Either way, whether we think that number is right or wrong, you can only play within the rules that are setup. So its important for each person to know how to repair your credit. While some things are harder, most of it is quite easy to do. Be wary of so called “Credit Experts” that want you to pay a big fee for them to help you. Most of it you can really do yourself, once you learn the secrets of what needs to be done. In addition, there are tons of scammers out there that use this to steal information from you (worst case) OR simply really do next to nothing for the fees charged (more likely).

Here are a list of things you can do that can help fix bad credit:

  1. Shred all old credit card statements, bank statements and other stuff.
  2. Be careful about closing inactive accounts. In general, if there is no fee, leave the accounts open - account closing dings your credit.
  3. Pay your credit card bill before the end of the billing cycle NOT by the due date
  4. Be aware of balance transfer offers that seem to good to be true, often they have an unusually low rate that goes to a really high rate if the balance is not paid off in the required time.
  5. Get a copy of your credit report, check for accuracy.

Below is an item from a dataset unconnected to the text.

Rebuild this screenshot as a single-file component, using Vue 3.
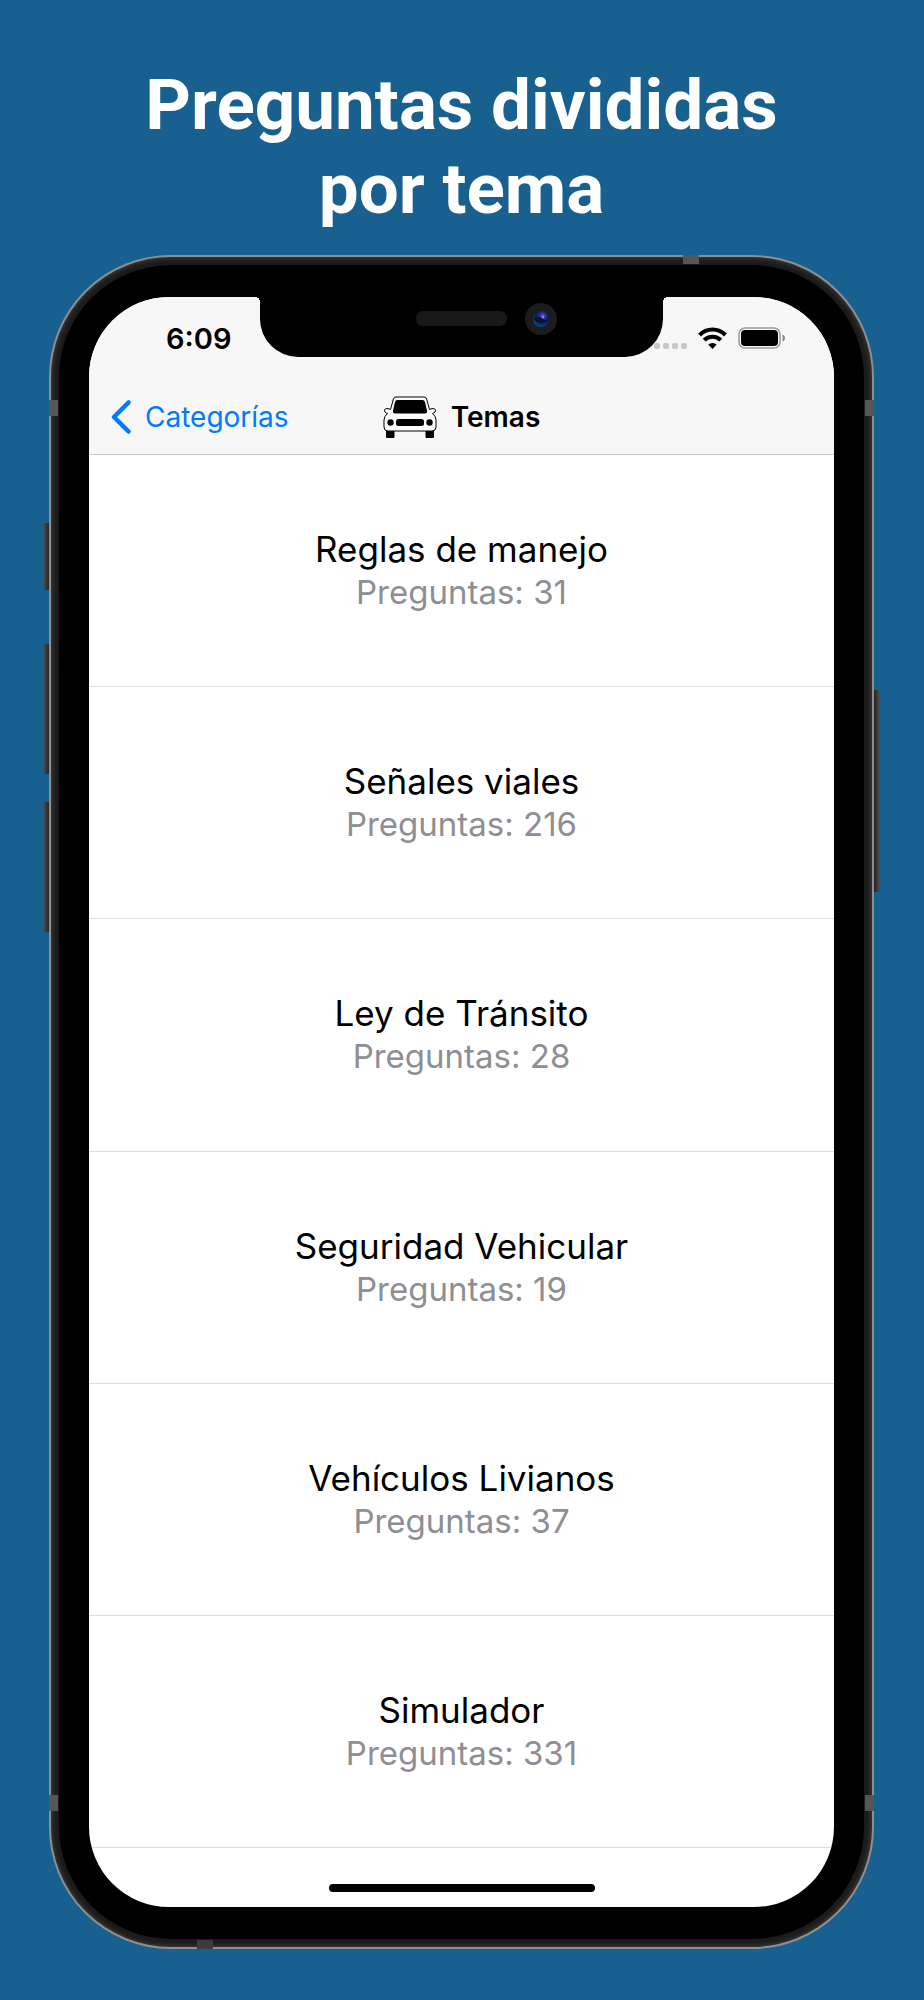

This is just a start, but once you learn a few things, you will realize its actually quite easy to help fix bad credit. Once you make sure there are no errors, remove stuff that should not be there, and start to watch your credit, you should start to see an increase in the credit score over time. One last tip - if you have a few credit cards but one of them is a very low limit - call that company up and request an increase in the limit. State that you have always paid on time, and paid more than the minimum balance, and that limit does not reflect your ability to pay. If they refuse, seriously consider closing that account - it is actually harming your credit if you have 1 card at $1000.00 and all the others are at $8000.00 etc.